◆ **YOUR TASK**:
Output every line exactly as written. Leave out pictures.

◆ **COLLECTED DATA**:

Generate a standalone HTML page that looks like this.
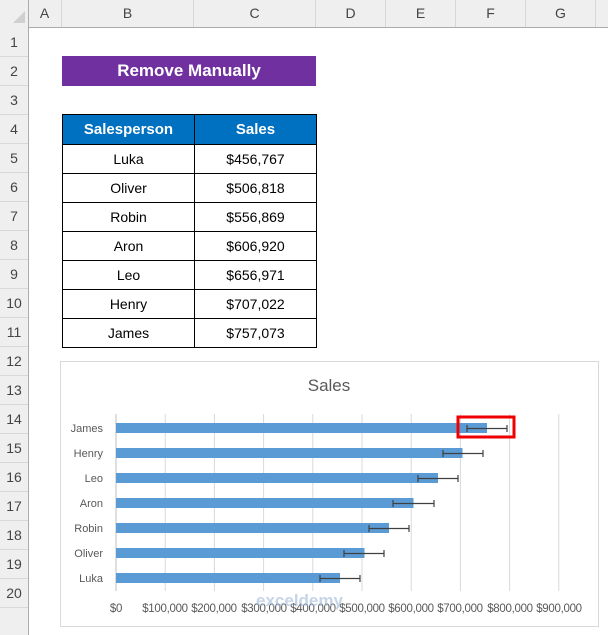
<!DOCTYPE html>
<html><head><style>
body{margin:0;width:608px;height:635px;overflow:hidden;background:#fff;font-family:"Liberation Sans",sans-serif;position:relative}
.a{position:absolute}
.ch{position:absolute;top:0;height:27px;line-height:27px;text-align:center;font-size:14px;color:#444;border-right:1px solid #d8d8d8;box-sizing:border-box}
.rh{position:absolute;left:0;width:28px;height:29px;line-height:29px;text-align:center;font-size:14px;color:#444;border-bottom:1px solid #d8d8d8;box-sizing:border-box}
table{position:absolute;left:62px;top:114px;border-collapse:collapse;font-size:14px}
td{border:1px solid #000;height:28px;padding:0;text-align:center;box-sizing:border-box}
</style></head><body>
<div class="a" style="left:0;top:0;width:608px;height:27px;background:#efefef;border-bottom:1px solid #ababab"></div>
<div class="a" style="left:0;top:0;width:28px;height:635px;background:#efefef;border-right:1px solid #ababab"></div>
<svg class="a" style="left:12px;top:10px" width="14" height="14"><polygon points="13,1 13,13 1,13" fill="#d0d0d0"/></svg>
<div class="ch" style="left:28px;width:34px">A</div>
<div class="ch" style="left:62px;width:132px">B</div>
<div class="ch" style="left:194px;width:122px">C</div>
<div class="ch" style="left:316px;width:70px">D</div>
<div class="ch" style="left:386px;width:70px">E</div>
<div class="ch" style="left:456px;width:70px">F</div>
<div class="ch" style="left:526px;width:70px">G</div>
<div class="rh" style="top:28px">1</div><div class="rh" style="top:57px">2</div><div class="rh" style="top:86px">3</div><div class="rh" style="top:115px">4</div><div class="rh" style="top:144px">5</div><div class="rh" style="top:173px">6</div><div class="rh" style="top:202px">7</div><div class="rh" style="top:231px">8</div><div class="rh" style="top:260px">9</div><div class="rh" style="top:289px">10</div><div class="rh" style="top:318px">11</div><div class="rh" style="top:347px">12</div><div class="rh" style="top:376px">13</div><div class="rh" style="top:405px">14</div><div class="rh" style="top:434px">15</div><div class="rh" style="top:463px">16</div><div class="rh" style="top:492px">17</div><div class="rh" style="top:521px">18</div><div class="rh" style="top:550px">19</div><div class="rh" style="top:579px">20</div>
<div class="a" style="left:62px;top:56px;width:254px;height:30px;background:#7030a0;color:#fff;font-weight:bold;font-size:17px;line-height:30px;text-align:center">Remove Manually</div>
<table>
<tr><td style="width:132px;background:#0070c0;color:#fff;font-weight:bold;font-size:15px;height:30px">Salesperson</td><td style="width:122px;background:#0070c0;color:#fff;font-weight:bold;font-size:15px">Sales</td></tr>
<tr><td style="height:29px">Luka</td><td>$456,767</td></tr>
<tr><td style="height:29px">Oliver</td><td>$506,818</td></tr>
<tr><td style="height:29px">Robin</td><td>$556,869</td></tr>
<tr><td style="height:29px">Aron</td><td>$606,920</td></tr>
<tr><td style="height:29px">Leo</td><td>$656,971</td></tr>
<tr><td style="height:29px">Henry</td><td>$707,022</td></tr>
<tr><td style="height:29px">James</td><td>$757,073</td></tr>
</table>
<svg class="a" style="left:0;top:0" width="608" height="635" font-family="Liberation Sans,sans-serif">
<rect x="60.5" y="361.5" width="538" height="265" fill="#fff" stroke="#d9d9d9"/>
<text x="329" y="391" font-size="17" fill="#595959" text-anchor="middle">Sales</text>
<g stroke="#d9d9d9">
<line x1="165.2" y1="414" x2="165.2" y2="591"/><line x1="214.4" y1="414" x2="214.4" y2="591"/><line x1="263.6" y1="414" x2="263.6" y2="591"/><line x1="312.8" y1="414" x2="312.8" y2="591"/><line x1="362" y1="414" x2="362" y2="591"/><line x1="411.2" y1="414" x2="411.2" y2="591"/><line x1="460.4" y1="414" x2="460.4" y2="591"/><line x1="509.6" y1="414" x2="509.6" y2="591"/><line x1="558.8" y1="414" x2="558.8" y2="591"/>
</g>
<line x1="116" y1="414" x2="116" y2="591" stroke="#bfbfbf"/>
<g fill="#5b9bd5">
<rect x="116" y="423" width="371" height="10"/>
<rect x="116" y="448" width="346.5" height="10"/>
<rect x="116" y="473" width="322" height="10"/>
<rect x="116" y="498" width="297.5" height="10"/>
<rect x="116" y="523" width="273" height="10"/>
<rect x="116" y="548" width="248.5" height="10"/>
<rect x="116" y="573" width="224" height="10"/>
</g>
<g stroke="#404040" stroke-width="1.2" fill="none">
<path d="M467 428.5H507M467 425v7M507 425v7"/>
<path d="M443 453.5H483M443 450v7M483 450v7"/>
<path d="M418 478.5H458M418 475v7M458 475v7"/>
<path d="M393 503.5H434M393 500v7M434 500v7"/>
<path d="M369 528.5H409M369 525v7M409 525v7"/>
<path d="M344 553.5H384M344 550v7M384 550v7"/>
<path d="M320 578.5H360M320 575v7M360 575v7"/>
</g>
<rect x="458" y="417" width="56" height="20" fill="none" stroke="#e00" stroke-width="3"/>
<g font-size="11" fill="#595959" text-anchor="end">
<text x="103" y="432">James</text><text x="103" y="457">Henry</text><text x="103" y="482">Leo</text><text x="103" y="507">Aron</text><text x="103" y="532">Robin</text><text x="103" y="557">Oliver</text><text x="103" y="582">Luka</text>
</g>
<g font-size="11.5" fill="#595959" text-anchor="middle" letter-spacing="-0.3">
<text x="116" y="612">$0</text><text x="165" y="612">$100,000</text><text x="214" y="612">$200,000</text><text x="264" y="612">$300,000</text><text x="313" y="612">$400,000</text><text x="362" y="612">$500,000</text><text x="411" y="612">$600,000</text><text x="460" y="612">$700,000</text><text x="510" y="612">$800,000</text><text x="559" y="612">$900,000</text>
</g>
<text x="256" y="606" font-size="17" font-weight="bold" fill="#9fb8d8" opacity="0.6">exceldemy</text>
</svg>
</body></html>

◆ **ANSWER BELOW**:
Generate a standalone HTML page that looks like this.
<!DOCTYPE html>
<html><head><style>
body{margin:0;width:608px;height:635px;overflow:hidden;background:#fff;font-family:"Liberation Sans",sans-serif;position:relative}
.a{position:absolute}
.ch{position:absolute;top:0;height:27px;line-height:27px;text-align:center;font-size:14px;color:#444;border-right:1px solid #d8d8d8;box-sizing:border-box}
.rh{position:absolute;left:0;width:28px;height:29px;line-height:29px;text-align:center;font-size:14px;color:#444;border-bottom:1px solid #d8d8d8;box-sizing:border-box}
table{position:absolute;left:62px;top:114px;border-collapse:collapse;font-size:14px}
td{border:1px solid #000;height:28px;padding:0;text-align:center;box-sizing:border-box}
</style></head><body>
<div class="a" style="left:0;top:0;width:608px;height:27px;background:#efefef;border-bottom:1px solid #ababab"></div>
<div class="a" style="left:0;top:0;width:28px;height:635px;background:#efefef;border-right:1px solid #ababab"></div>
<svg class="a" style="left:12px;top:10px" width="14" height="14"><polygon points="13,1 13,13 1,13" fill="#d0d0d0"/></svg>
<div class="ch" style="left:28px;width:34px">A</div>
<div class="ch" style="left:62px;width:132px">B</div>
<div class="ch" style="left:194px;width:122px">C</div>
<div class="ch" style="left:316px;width:70px">D</div>
<div class="ch" style="left:386px;width:70px">E</div>
<div class="ch" style="left:456px;width:70px">F</div>
<div class="ch" style="left:526px;width:70px">G</div>
<div class="rh" style="top:28px">1</div><div class="rh" style="top:57px">2</div><div class="rh" style="top:86px">3</div><div class="rh" style="top:115px">4</div><div class="rh" style="top:144px">5</div><div class="rh" style="top:173px">6</div><div class="rh" style="top:202px">7</div><div class="rh" style="top:231px">8</div><div class="rh" style="top:260px">9</div><div class="rh" style="top:289px">10</div><div class="rh" style="top:318px">11</div><div class="rh" style="top:347px">12</div><div class="rh" style="top:376px">13</div><div class="rh" style="top:405px">14</div><div class="rh" style="top:434px">15</div><div class="rh" style="top:463px">16</div><div class="rh" style="top:492px">17</div><div class="rh" style="top:521px">18</div><div class="rh" style="top:550px">19</div><div class="rh" style="top:579px">20</div>
<div class="a" style="left:62px;top:56px;width:254px;height:30px;background:#7030a0;color:#fff;font-weight:bold;font-size:17px;line-height:30px;text-align:center">Remove Manually</div>
<table>
<tr><td style="width:132px;background:#0070c0;color:#fff;font-weight:bold;font-size:15px;height:30px">Salesperson</td><td style="width:122px;background:#0070c0;color:#fff;font-weight:bold;font-size:15px">Sales</td></tr>
<tr><td style="height:29px">Luka</td><td>$456,767</td></tr>
<tr><td style="height:29px">Oliver</td><td>$506,818</td></tr>
<tr><td style="height:29px">Robin</td><td>$556,869</td></tr>
<tr><td style="height:29px">Aron</td><td>$606,920</td></tr>
<tr><td style="height:29px">Leo</td><td>$656,971</td></tr>
<tr><td style="height:29px">Henry</td><td>$707,022</td></tr>
<tr><td style="height:29px">James</td><td>$757,073</td></tr>
</table>
<svg class="a" style="left:0;top:0" width="608" height="635" font-family="Liberation Sans,sans-serif">
<rect x="60.5" y="361.5" width="538" height="265" fill="#fff" stroke="#d9d9d9"/>
<text x="329" y="391" font-size="17" fill="#595959" text-anchor="middle">Sales</text>
<g stroke="#d9d9d9">
<line x1="165.2" y1="414" x2="165.2" y2="591"/><line x1="214.4" y1="414" x2="214.4" y2="591"/><line x1="263.6" y1="414" x2="263.6" y2="591"/><line x1="312.8" y1="414" x2="312.8" y2="591"/><line x1="362" y1="414" x2="362" y2="591"/><line x1="411.2" y1="414" x2="411.2" y2="591"/><line x1="460.4" y1="414" x2="460.4" y2="591"/><line x1="509.6" y1="414" x2="509.6" y2="591"/><line x1="558.8" y1="414" x2="558.8" y2="591"/>
</g>
<line x1="116" y1="414" x2="116" y2="591" stroke="#bfbfbf"/>
<g fill="#5b9bd5">
<rect x="116" y="423" width="371" height="10"/>
<rect x="116" y="448" width="346.5" height="10"/>
<rect x="116" y="473" width="322" height="10"/>
<rect x="116" y="498" width="297.5" height="10"/>
<rect x="116" y="523" width="273" height="10"/>
<rect x="116" y="548" width="248.5" height="10"/>
<rect x="116" y="573" width="224" height="10"/>
</g>
<g stroke="#404040" stroke-width="1.2" fill="none">
<path d="M467 428.5H507M467 425v7M507 425v7"/>
<path d="M443 453.5H483M443 450v7M483 450v7"/>
<path d="M418 478.5H458M418 475v7M458 475v7"/>
<path d="M393 503.5H434M393 500v7M434 500v7"/>
<path d="M369 528.5H409M369 525v7M409 525v7"/>
<path d="M344 553.5H384M344 550v7M384 550v7"/>
<path d="M320 578.5H360M320 575v7M360 575v7"/>
</g>
<rect x="458" y="417" width="56" height="20" fill="none" stroke="#e00" stroke-width="3"/>
<g font-size="11" fill="#595959" text-anchor="end">
<text x="103" y="432">James</text><text x="103" y="457">Henry</text><text x="103" y="482">Leo</text><text x="103" y="507">Aron</text><text x="103" y="532">Robin</text><text x="103" y="557">Oliver</text><text x="103" y="582">Luka</text>
</g>
<g font-size="11.5" fill="#595959" text-anchor="middle" letter-spacing="-0.3">
<text x="116" y="612">$0</text><text x="165" y="612">$100,000</text><text x="214" y="612">$200,000</text><text x="264" y="612">$300,000</text><text x="313" y="612">$400,000</text><text x="362" y="612">$500,000</text><text x="411" y="612">$600,000</text><text x="460" y="612">$700,000</text><text x="510" y="612">$800,000</text><text x="559" y="612">$900,000</text>
</g>
<text x="256" y="606" font-size="17" font-weight="bold" fill="#9fb8d8" opacity="0.6">exceldemy</text>
</svg>
</body></html>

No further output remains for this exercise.